Data:
....
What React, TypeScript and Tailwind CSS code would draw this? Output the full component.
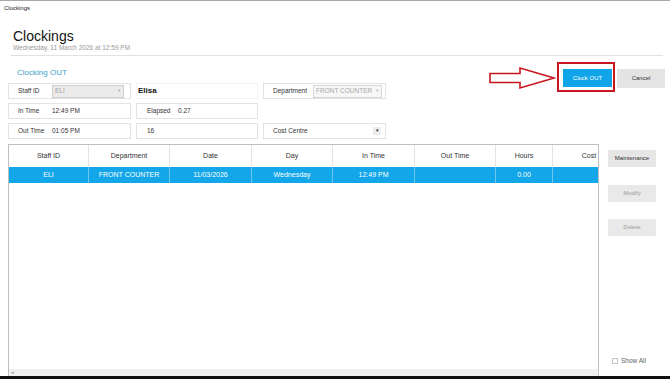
export default function App() {
  const cols = [
    { label: 'Staff ID', w: 'w-[80px]', v: 'ELI' },
    { label: 'Department', w: 'w-[81px]', v: 'FRONT COUNTER' },
    { label: 'Date', w: 'w-[82px]', v: '11/03/2026' },
    { label: 'Day', w: 'w-[81px]', v: 'Wednesday' },
    { label: 'In Time', w: 'w-[82px]', v: '12:49 PM' },
    { label: 'Out Time', w: 'w-[81px]', v: '' },
    { label: 'Hours', w: 'w-[57px]', v: '0.00' },
    { label: 'Cost', w: 'w-[73px]', v: '' },
  ];

  return (
    <div className="w-[670px] h-[379px] bg-white flex flex-col overflow-hidden border-t border-[#a8a8a8] font-['Liberation_Sans',Arial,sans-serif] text-[#333]">
      {/* title bar */}
      <div className="h-[15px] pl-[4px] pt-[3px] text-[6px] leading-[8px] text-[#222]">Clockings</div>

      {/* header */}
      <div className="pl-[13px] pt-[12px]">
        <h1 className="text-[14px] leading-[16px] text-[#111]">Clockings</h1>
        <p className="text-[6.5px] leading-[8px] text-[#9a9a9a]">Wednesday, 11 March 2026 at 12:59 PM</p>
      </div>
      <div className="ml-[10px] mr-[7px] mt-[3px] border-t border-[#e2e2e2]" />

      {/* form + top buttons */}
      <div className="flex">
        <div className="pt-[12px]">
          <div className="pl-[17px] text-[8px] leading-[10px] text-[#3ea2c6]">Clocking OUT</div>
          <div className="ml-[8px] mt-[5px] grid grid-cols-[123px_122px_123px] gap-x-[5px] gap-y-[4px] text-[6.5px]">
            <div className="h-[16px] border border-[#e3e3e3] flex items-center pl-[9px]">
              <span className="w-[34px]">Staff ID</span>
              <div className="w-[72px] h-[13px] bg-[#ebebeb] border border-[#cfcfcf] flex items-center justify-between pl-[2px] pr-[2px] text-[#9c9c9c]">
                <span>ELI</span>
                <span className="text-[5px] text-[#b5b5b5]">▾</span>
              </div>
            </div>
            <div className="h-[16px] border border-[#f4f4f4] flex items-center pl-[1px] text-[8px] font-bold text-[#111]">Elisa</div>
            <div className="h-[16px] border border-[#e3e3e3] flex items-center pl-[9px]">
              <span className="w-[40px]">Department</span>
              <div className="w-[69px] h-[13px] bg-[#f7f7f7] border border-[#d6d6d6] flex items-center justify-between pl-[2px] pr-[2px] text-[#a8a8a8]">
                <span>FRONT COUNTER</span>
                <span className="text-[5px] text-[#bdbdbd]">▾</span>
              </div>
            </div>

            <div className="h-[16px] border border-[#e3e3e3] flex items-center pl-[9px]">
              <span className="w-[34px]">In Time</span>
              <span>12:49 PM</span>
            </div>
            <div className="h-[16px] border border-[#e3e3e3] flex items-center pl-[10px]">
              <span className="w-[31px]">Elapsed</span>
              <span>0.27</span>
            </div>
            <div />

            <div className="h-[16px] border border-[#e3e3e3] flex items-center pl-[9px]">
              <span className="w-[34px]">Out Time</span>
              <span>01:05 PM</span>
            </div>
            <div className="h-[16px] border border-[#e3e3e3] flex items-center pl-[10px]">16</div>
            <div className="h-[16px] border border-[#e3e3e3] flex items-center justify-between pl-[9px] pr-[4px]">
              <span>Cost Centre</span>
              <span className="w-[8px] h-[8px] bg-[#ededed] flex items-center justify-center text-[5px] text-[#222]">▾</span>
            </div>
          </div>
        </div>

        <div className="flex-1 flex justify-end items-start gap-[5px] pr-[5px] pt-[13px] text-[6px]">
          <div className="relative">
            {/* annotation arrow */}
            <svg className="absolute left-[-75px] top-[-3px]" width="68" height="24" viewBox="0 0 68 24">
              <polygon
                points="2,7.5 32,7.5 32,2 66,12 32,22 32,16.5 2,16.5"
                fill="white"
                stroke="#c8161e"
                strokeWidth="1.6"
                strokeLinejoin="miter"
              />
            </svg>
            <div className="absolute left-[-6px] top-[-7px] w-[58px] h-[30px] border-2 border-[#c8161e]" />
            <button className="w-[49px] h-[18px] bg-[#10a5e8] text-white">Clock OUT</button>
          </div>
          <button className="w-[48px] h-[19px] bg-[#e4e4e4] text-[#333]">Cancel</button>
        </div>
      </div>

      {/* table + side buttons */}
      <div className="flex flex-1 mt-[5px] min-h-0">
        <div className="ml-[8px] w-[591px] border border-b-0 border-[#bfbfbf] flex flex-col overflow-hidden">
          <div className="flex h-[22px] shrink-0 text-[7px] text-[#333]">
            {cols.map((c) => (
              <div key={c.label} className={`${c.w} shrink-0 flex items-center justify-center border-r border-[#e4e4e4]`}>
                {c.label}
              </div>
            ))}
          </div>
          <div className="flex h-[16px] shrink-0 bg-[#13a6e8] text-[7px] text-white">
            {cols.map((c) => (
              <div key={c.label} className={`${c.w} shrink-0 flex items-center justify-center border-r border-[#6fc7ef]`}>
                {c.v}
              </div>
            ))}
          </div>
          <div className="flex-1" />
          <div className="h-[7px] bg-[#efefef] flex items-center pl-[2px]">
            <span className="text-[5px] text-[#9a9a9a] leading-none">◂</span>
          </div>
        </div>

        <div className="flex-1 flex flex-col pl-[9px] pt-[6px] text-[6px]">
          <button className="w-[48px] h-[17px] bg-[#e6e6e6] text-[#333]">Maintenance</button>
          <button className="w-[48px] h-[17px] mt-[18px] bg-[#e9e9e9] text-[#9a9a9a]">Modify</button>
          <button className="w-[48px] h-[17px] mt-[17px] bg-[#e9e9e9] text-[#9a9a9a]">Delete</button>
          <div className="mt-auto mb-[10px] ml-[4px] flex items-center gap-[3px] text-[6.5px] text-[#666]">
            <span className="w-[6px] h-[6px] border border-[#c4c4c4] bg-white" />
            <span>Show All</span>
          </div>
        </div>
      </div>

      <div className="h-[3px] bg-[#111] shrink-0" />
    </div>
  );
}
....
The request:
Repeat the data exactly in full, omitting its pictures.

Task solution:
What React, TypeScript and Tailwind CSS code would draw this? Output the full component.
export default function App() {
  const cols = [
    { label: 'Staff ID', w: 'w-[80px]', v: 'ELI' },
    { label: 'Department', w: 'w-[81px]', v: 'FRONT COUNTER' },
    { label: 'Date', w: 'w-[82px]', v: '11/03/2026' },
    { label: 'Day', w: 'w-[81px]', v: 'Wednesday' },
    { label: 'In Time', w: 'w-[82px]', v: '12:49 PM' },
    { label: 'Out Time', w: 'w-[81px]', v: '' },
    { label: 'Hours', w: 'w-[57px]', v: '0.00' },
    { label: 'Cost', w: 'w-[73px]', v: '' },
  ];

  return (
    <div className="w-[670px] h-[379px] bg-white flex flex-col overflow-hidden border-t border-[#a8a8a8] font-['Liberation_Sans',Arial,sans-serif] text-[#333]">
      {/* title bar */}
      <div className="h-[15px] pl-[4px] pt-[3px] text-[6px] leading-[8px] text-[#222]">Clockings</div>

      {/* header */}
      <div className="pl-[13px] pt-[12px]">
        <h1 className="text-[14px] leading-[16px] text-[#111]">Clockings</h1>
        <p className="text-[6.5px] leading-[8px] text-[#9a9a9a]">Wednesday, 11 March 2026 at 12:59 PM</p>
      </div>
      <div className="ml-[10px] mr-[7px] mt-[3px] border-t border-[#e2e2e2]" />

      {/* form + top buttons */}
      <div className="flex">
        <div className="pt-[12px]">
          <div className="pl-[17px] text-[8px] leading-[10px] text-[#3ea2c6]">Clocking OUT</div>
          <div className="ml-[8px] mt-[5px] grid grid-cols-[123px_122px_123px] gap-x-[5px] gap-y-[4px] text-[6.5px]">
            <div className="h-[16px] border border-[#e3e3e3] flex items-center pl-[9px]">
              <span className="w-[34px]">Staff ID</span>
              <div className="w-[72px] h-[13px] bg-[#ebebeb] border border-[#cfcfcf] flex items-center justify-between pl-[2px] pr-[2px] text-[#9c9c9c]">
                <span>ELI</span>
                <span className="text-[5px] text-[#b5b5b5]">▾</span>
              </div>
            </div>
            <div className="h-[16px] border border-[#f4f4f4] flex items-center pl-[1px] text-[8px] font-bold text-[#111]">Elisa</div>
            <div className="h-[16px] border border-[#e3e3e3] flex items-center pl-[9px]">
              <span className="w-[40px]">Department</span>
              <div className="w-[69px] h-[13px] bg-[#f7f7f7] border border-[#d6d6d6] flex items-center justify-between pl-[2px] pr-[2px] text-[#a8a8a8]">
                <span>FRONT COUNTER</span>
                <span className="text-[5px] text-[#bdbdbd]">▾</span>
              </div>
            </div>

            <div className="h-[16px] border border-[#e3e3e3] flex items-center pl-[9px]">
              <span className="w-[34px]">In Time</span>
              <span>12:49 PM</span>
            </div>
            <div className="h-[16px] border border-[#e3e3e3] flex items-center pl-[10px]">
              <span className="w-[31px]">Elapsed</span>
              <span>0.27</span>
            </div>
            <div />

            <div className="h-[16px] border border-[#e3e3e3] flex items-center pl-[9px]">
              <span className="w-[34px]">Out Time</span>
              <span>01:05 PM</span>
            </div>
            <div className="h-[16px] border border-[#e3e3e3] flex items-center pl-[10px]">16</div>
            <div className="h-[16px] border border-[#e3e3e3] flex items-center justify-between pl-[9px] pr-[4px]">
              <span>Cost Centre</span>
              <span className="w-[8px] h-[8px] bg-[#ededed] flex items-center justify-center text-[5px] text-[#222]">▾</span>
            </div>
          </div>
        </div>

        <div className="flex-1 flex justify-end items-start gap-[5px] pr-[5px] pt-[13px] text-[6px]">
          <div className="relative">
            {/* annotation arrow */}
            <svg className="absolute left-[-75px] top-[-3px]" width="68" height="24" viewBox="0 0 68 24">
              <polygon
                points="2,7.5 32,7.5 32,2 66,12 32,22 32,16.5 2,16.5"
                fill="white"
                stroke="#c8161e"
                strokeWidth="1.6"
                strokeLinejoin="miter"
              />
            </svg>
            <div className="absolute left-[-6px] top-[-7px] w-[58px] h-[30px] border-2 border-[#c8161e]" />
            <button className="w-[49px] h-[18px] bg-[#10a5e8] text-white">Clock OUT</button>
          </div>
          <button className="w-[48px] h-[19px] bg-[#e4e4e4] text-[#333]">Cancel</button>
        </div>
      </div>

      {/* table + side buttons */}
      <div className="flex flex-1 mt-[5px] min-h-0">
        <div className="ml-[8px] w-[591px] border border-b-0 border-[#bfbfbf] flex flex-col overflow-hidden">
          <div className="flex h-[22px] shrink-0 text-[7px] text-[#333]">
            {cols.map((c) => (
              <div key={c.label} className={`${c.w} shrink-0 flex items-center justify-center border-r border-[#e4e4e4]`}>
                {c.label}
              </div>
            ))}
          </div>
          <div className="flex h-[16px] shrink-0 bg-[#13a6e8] text-[7px] text-white">
            {cols.map((c) => (
              <div key={c.label} className={`${c.w} shrink-0 flex items-center justify-center border-r border-[#6fc7ef]`}>
                {c.v}
              </div>
            ))}
          </div>
          <div className="flex-1" />
          <div className="h-[7px] bg-[#efefef] flex items-center pl-[2px]">
            <span className="text-[5px] text-[#9a9a9a] leading-none">◂</span>
          </div>
        </div>

        <div className="flex-1 flex flex-col pl-[9px] pt-[6px] text-[6px]">
          <button className="w-[48px] h-[17px] bg-[#e6e6e6] text-[#333]">Maintenance</button>
          <button className="w-[48px] h-[17px] mt-[18px] bg-[#e9e9e9] text-[#9a9a9a]">Modify</button>
          <button className="w-[48px] h-[17px] mt-[17px] bg-[#e9e9e9] text-[#9a9a9a]">Delete</button>
          <div className="mt-auto mb-[10px] ml-[4px] flex items-center gap-[3px] text-[6.5px] text-[#666]">
            <span className="w-[6px] h-[6px] border border-[#c4c4c4] bg-white" />
            <span>Show All</span>
          </div>
        </div>
      </div>

      <div className="h-[3px] bg-[#111] shrink-0" />
    </div>
  );
}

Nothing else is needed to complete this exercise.